D. E. Knuth (1974), “Structured Programming with go to Statements”, ACM Comput. Surv. 6(4).

  • You are right, but with a good optimizing compiler and out of order execution, your code will not work the way you guess most of the time, even though it accomplishes what you want.

    On the other hand, while doing high performance compute, the processor will try to act smart to keep everything saturated. As a result, you still need to look at cache trash ratio, IPC, retirement ratio, etc. to see whether you are using the system at its peak performance, and again CPU is doing its thing to keep the numbers high, but that's not enough of course. You have to do your own part and write good code.

    In these cases where you share the machine (which can be a cluster node or a mobile phone), maximizing this performance is again beneficial since it allows smoother operation both for your and other users' code in general. Trying to saturate the system with your process is a completely different thing, but you don't have to do that to have nice and performant code.

    GPU computation is nice, and you can do big things fast, but it's not suitable for optimizing and offloading every kind of task, and even if though the task is suitable for the GPU, the scale of the computation still matters, because a competent programmer can fit billions of computations until a GPU starts running your kernel. The overhead is just too big.

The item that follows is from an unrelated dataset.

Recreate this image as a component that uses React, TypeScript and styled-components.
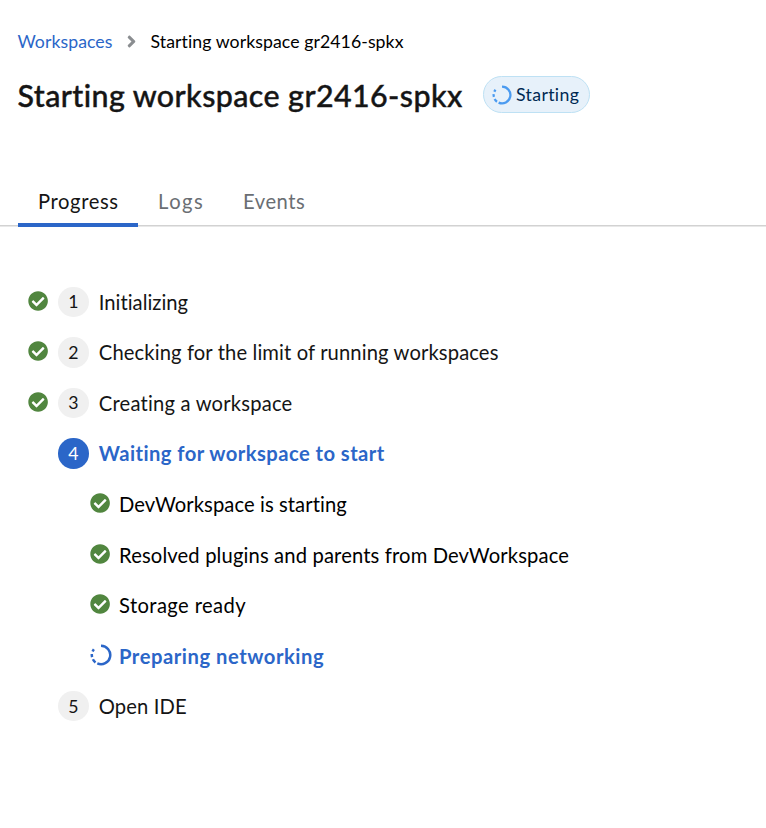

    Knuth's full quote doesn't actually invalidate me, because that's how I operate while writing code, designed for high performance or not.

Wait until you learn the Tomasulo algorithm is not a magic wizard box for fast code, but that you can also write code that meshes well with it and get even more performance. Your CPU can run up to 5ish instructions every cycle - are you giving it instructions in suitably matched groups to maximize parallelism?

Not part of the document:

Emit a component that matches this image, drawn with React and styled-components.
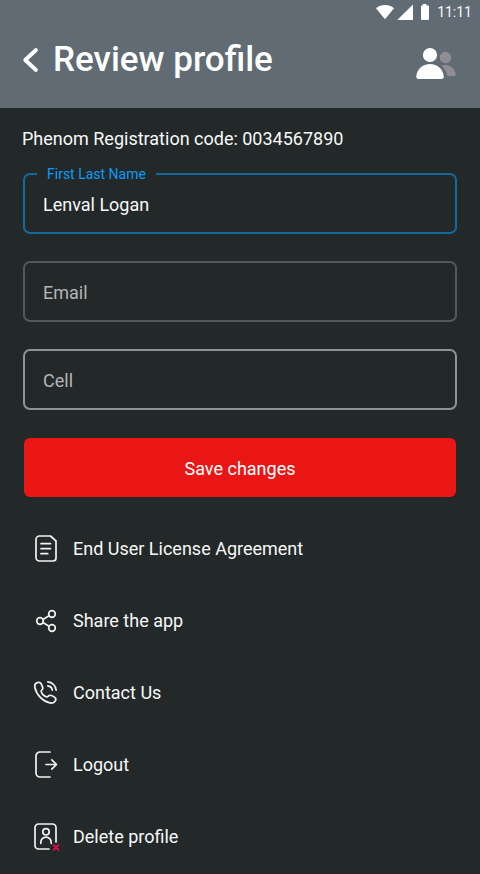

Premature optimization may be the root of all evil, but timely optimization can give you insane benchmark numbers, at least. Not enough people pay attention to the word "premature" and they think it's about all optimization. Sadly, I've never worked on anything where it would have been timely. Haven't even used SIMD. Just watched other people's talks about it.

Some general principles are widely applicable: modern processors love to work on big linear SIMD-aligned arrays of data. Hence you have the structure-of-arrays pattern and so on. While a CPU is still the best tool you have for complex branching, you should avoid complex branching as much as possible. In Z80-era architectures it was the reverse - following a pointer or a branch was free, which is why they invented things like linked lists and virtual functions.

  • I have written a boundary element method based material simulation code in my Ph.D., and had time and opportunity to apply both good design practices and some informed coding such as minimum and biased branching (so the code runs unimpeded for most of the time), lockless algorithms and atomics in parallel code where applicable. Moreover I looked for hotspots with callgrind, and checked for leaks with valgrind.

    As a result, I was handling two 3000x3000 (dense and double precision floating point) matrices and some vectors under ~250MB RAM consumption, and getting in an out of whole integration routine under a minute. Whole evaluation took a bit more than a minute in last decade's hardware.

    Perf numbers returned great. ~5IPC, 20% cache trash, completely and efficiently saturated FPU and memory bandwidth.

    Result? The PoC was running in 30 minutes, my code was run and done under 2 minutes for most problems. The throughput was 1.7 million complete Gaussian Integrations per second, per core. We have an adaptive approach which takes many partial integrations for a one complete integration [0], so it amounted to a higher number of integrations (IIRC it was ~5 mil/sec/core, but my memory is hazy.).

    The code I have written doesn't call for SIMD explicitly, but Eigen [1] most probably does for Matrix routines. Nevertheless, the core "secret sauce" was not the formulae but how it's implemented in a way which minds for the processor's taste. Adding "-march native -mtune native -O3 -G0" gave a 3x performance boost in some steps of the code.

    Currently slowly reimplementing this in a tighter form, so let's see how it goes.

    So, also considering what I do for a job, I know how nuanced Knuth's quote is, but people are people, and I'm not the one who likes to toot his horn 7/24/365.

    I just wanted to share this to confirm, validate and support your claim only, and to continue conversation if you are interested more in this.

    [0]: https://journals.tubitak.gov.tr/elektrik/vol29/iss2/45/

    [1]: https://eigen.tuxfamily.org/

    • Indeed, scheduling instructions into parallel-compatible aligned blocks is menial work that's usually best done by a machine; each CPU has different preferences, so it only works well if the machine knows which kind of CPU the code will actually run on.

      Eigen certainly uses a bunch of optimizations, including SIMD, but also things like FFTs and matrix decompositions.